Memang, ada banyak strategi pendidikan
yang bisa kita terapkan. Namun, semua itu memiliki konsekuensi. Strategi
pendidikan yang memprioritaskan pada kualitas intelektual, misalnya, cenderung
bersifat kognitif dan mengabaikan sisi afektif.
Adapun sistem pendidikan yang
diterapkan Rasulullah SAW bersifat menyeluruh. Secara kongkrit, output
pendidikan Rasulullah SAW memiliki jati diri, yaitu manusia yang berideologi.
Lantas, apa yang menjadi fokus garapan
Departemen Pendidikan Hidayatullah?
Apakah diarahkan untuk menjawab ketertinggalan intelektual, menyajikan konsep
pendidikan integral, atau sistem pendidikan Rasulullah SAW dalam format
kekinian?
Jika Hidayatullah
ingin mengacu pada format pendidikan Rasulullah SAW, lalu bagaimana
modelnya? Bagaimana pula implementasinya ?
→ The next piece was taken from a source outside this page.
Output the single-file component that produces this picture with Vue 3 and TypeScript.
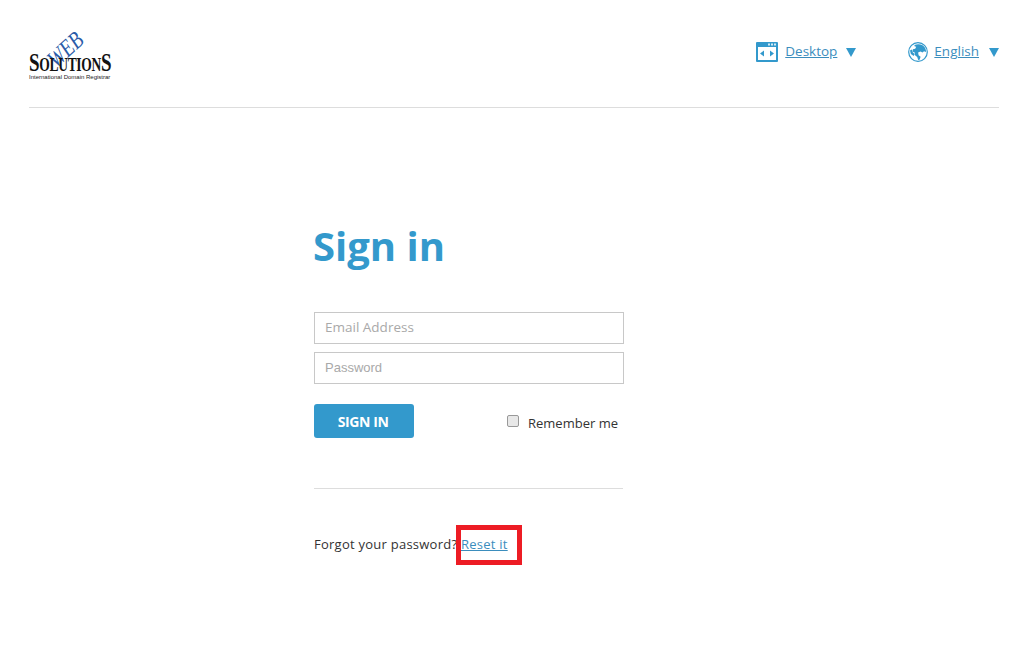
<script setup lang="ts">
const email = '';
</script>

<template>
  <div class="page">
    <header class="top">
      <div class="logo">
        <span class="logo-web">WEB</span>
        <div class="logo-name"><span class="big">S</span>OLUTION<span class="big">S</span></div>
        <div class="logo-sub">International Domain Registrar</div>
      </div>
      <nav class="menus">
        <div class="menu">
          <svg class="ico" width="22" height="20" viewBox="0 0 22 20">
            <rect x="0" y="0" width="22" height="20" rx="1" fill="#3399cc" />
            <rect x="2" y="5" width="18" height="13" fill="#fff" />
            <rect x="12" y="1.500" width="2" height="2" fill="#d5ebf5" />
            <rect x="15" y="1.500" width="2" height="2" fill="#d5ebf5" />
            <rect x="18" y="1.500" width="2" height="2" fill="#d5ebf5" />
            <path d="M4 11.500l4-3v6zM18 11.500l-4-3v6z" fill="#3399cc" />
          </svg>
          <a class="menu-link">Desktop</a>
          <span class="caret"></span>
        </div>
        <div class="menu">
          <svg class="ico globe" width="20" height="20" viewBox="0 0 20 20">
            <circle cx="10" cy="10" r="9.300" fill="#fff" stroke="#3399cc" stroke-width="1.200" />
            <path d="M6.500 3c2-1.100 5.500-1.300 8 .2 2.300 1.400 3.600 4 3.600 6.800l-2.100-.8-1.500 1.300-2-1-2.400 1 .5 2.700 2 1.500-1 3-1.400.4-1-3.200-2.500-1.900v-2.500l-2.300-1 .5-2.300 2.300-.5 1-1.900-1.700-.6z" fill="#3399cc" />
            <path d="M2 8.500l1.800-1 .9 2.800 1.900 1.800-.9 1.800-2.800-1.800z" fill="#3399cc" />
          </svg>
          <a class="menu-link">English</a>
          <span class="caret wide"></span>
        </div>
      </nav>
    </header>

    <main class="signin">
      <h1>Sign in</h1>
      <form class="fields" @submit.prevent>
        <input type="text" placeholder="Email Address" :value="email" />
        <input class="pw" type="password" placeholder="Password" />
      </form>
      <div class="actions">
        <button class="btn" type="button">SIGN IN</button>
        <label class="remember"><span class="check"></span>Remember me</label>
      </div>
      <div class="rule"></div>
      <p class="forgot">
        Forgot your password?
        <span class="reset"><a>Reset it</a><span class="mark"></span></span>
      </p>
    </main>
  </div>
</template>

<style>
body {
  margin: 0;
  background: #fff;
}
</style>

<style scoped>
.page {
  height: 671px;
  overflow: hidden;
  font-family: "Open Sans", "Noto Sans", sans-serif;
  color: #333;
}
.top {
  margin: 0 28px 0 29px;
  height: 107px;
  border-bottom: 1px solid #ddd;
  display: flex;
  justify-content: space-between;
  align-items: flex-start;
}
.logo {
  position: relative;
  width: 84px;
  height: 45px;
  margin-top: 36px;
}
.logo-web {
  position: absolute;
  left: 31px;
  top: 10px;
  font: italic 24px "Liberation Serif", serif;
  color: #2a5ba8;
  transform: rotate(-42deg) scaleX(0.8);
  transform-origin: left bottom;
}
.logo-name {
  position: absolute;
  left: 0;
  top: 17px;
  font: bold 18.500px/20px "Liberation Serif", serif;
  color: #111;
  letter-spacing: -0.4px;
  white-space: nowrap;
  transform: scaleX(0.73);
  transform-origin: left top;
}
.logo-name .big {
  font-size: 26px;
}
.logo-sub {
  position: absolute;
  left: 0;
  top: 38px;
  font: 6px "Liberation Sans", sans-serif;
  color: #222;
  white-space: nowrap;
}
.menus {
  display: flex;
  gap: 52px;
  margin-top: 42px;
}
.menu {
  display: flex;
  align-items: center;
  height: 20px;
  font-size: 13.500px;
}
.ico {
  margin-right: 7px;
}
.globe {
  margin-right: 6px;
}
.menu-link {
  color: #3b8dbd;
  text-decoration: underline;
  margin-top: -2px;
}
.caret {
  margin-left: 9px;
  width: 0;
  height: 0;
  border-left: 5.500px solid transparent;
  border-right: 5.500px solid transparent;
  border-top: 9px solid #3399cc;
}
.caret.wide {
  margin-left: 10px;
}
.signin {
  width: 310px;
  margin-left: 314px;
  padding-top: 110px;
}
h1 {
  margin: 0 0 0 -1px;
  font-size: 40px;
  line-height: 56px;
  font-weight: 700;
  color: #3399cc;
}
.fields {
  margin-top: 38px;
  display: flex;
  flex-direction: column;
  gap: 8px;
}
input {
  box-sizing: border-box;
  width: 310px;
  height: 32px;
  border: 1px solid #c8c8c8;
  padding: 0 10px 3px;
  font: 13.500px "Open Sans", sans-serif;
  outline: none;
}
input::placeholder {
  color: #a9a9a9;
  opacity: 1;
}
.pw {
  font: 13px "Liberation Sans", sans-serif;
  padding-bottom: 1px;
}
.actions {
  margin-top: 20px;
  display: flex;
  justify-content: space-between;
  align-items: center;
  height: 34px;
  padding-right: 6px;
}
.btn {
  width: 100px;
  height: 34px;
  border: 0;
  border-radius: 3px;
  background: #3399cc;
  color: #fff;
  font: 700 14px "Open Sans", sans-serif;
  letter-spacing: -0.4px;
  padding: 0 2px 0 0;
}
.remember {
  display: flex;
  align-items: center;
  font-size: 13px;
  margin-top: 4px;
}
.check {
  box-sizing: border-box;
  width: 12px;
  height: 12px;
  margin-right: 9px;
  margin-top: -5px;
  border: 1px solid #999;
  border-radius: 2px;
  background: #e8e8e8;
}
.rule {
  margin-top: 50px;
  width: 309px;
  border-top: 1px solid #ddd;
}
.forgot {
  margin: 46px 0 0;
  font-size: 13px;
  line-height: 18px;
  letter-spacing: 0.25px;
  white-space: nowrap;
}
.reset {
  position: relative;
  display: inline-block;
}
.reset a {
  color: #3b8dbd;
  text-decoration: underline;
}
.mark {
  position: absolute;
  left: -5px;
  top: -10px;
  width: 66px;
  height: 40px;
  box-sizing: border-box;
  border: 5px solid #ed1c24;
}
</style>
Sistem pendidikan adalah alat
transformasi nilai yang akan diserap oleh anak didik. Di Hidayatullah, transformasi nilai tersebut bisa dilakukan secara klasikal
atau non-klasikal, kooperatif, atau non-kooperatif.
Namun, yang menjadi fokus perhatian bukan
persoalan teknis tersebut, melainkan bagaimana pendidik memahami konsep dasar
pendidikan menurut manhaj Hidayatullah.
Manhaj ini sudah dikenal dengan istilah Sistematika Nuzulnya Wahyu (SNW).
Pesan inti dari SNW adalah bagaimana
melahirkan insan bertauhid dan mampu mewujudkannya lewat organisasi
imamah-jamaah. Produk dari sistem pendidikan
Hidayatullah adalah SDM yang memiliki visi hidup berjamaah.
Atas dasar itu, pendidikan di Hidayatullah berbasis pada penanaman
nilai–nilai keimanan (akidah/tauhid) yang akan menjadi bekal anak didik untuk
menuntut ilmu yang lebih luas, yaitu pendidikan di masyarakat kelak.
Konsekuensinya, guru atau pendidik di Hidayatullah harus lebih menguasai
konsep dasar (manhaj) ini secara detail sekaligus modal untuk mencerahkan
masyarakat.
Pada zaman jahiliah sebelum Islam turun di
Makkah, ajaran materialisme sangat mendominasi semua sektor kehidupan. Harga
diri seseorang diukur dari seberapa banyak ia memiliki harta. SNW
memberikan alternatif yang jauh lebih baik dari itu.
Semakin terdidik suatu masyarakat, semakin
banyak faktor yang dijadikan pertimbangan dalam memilih lembaga pendidikan.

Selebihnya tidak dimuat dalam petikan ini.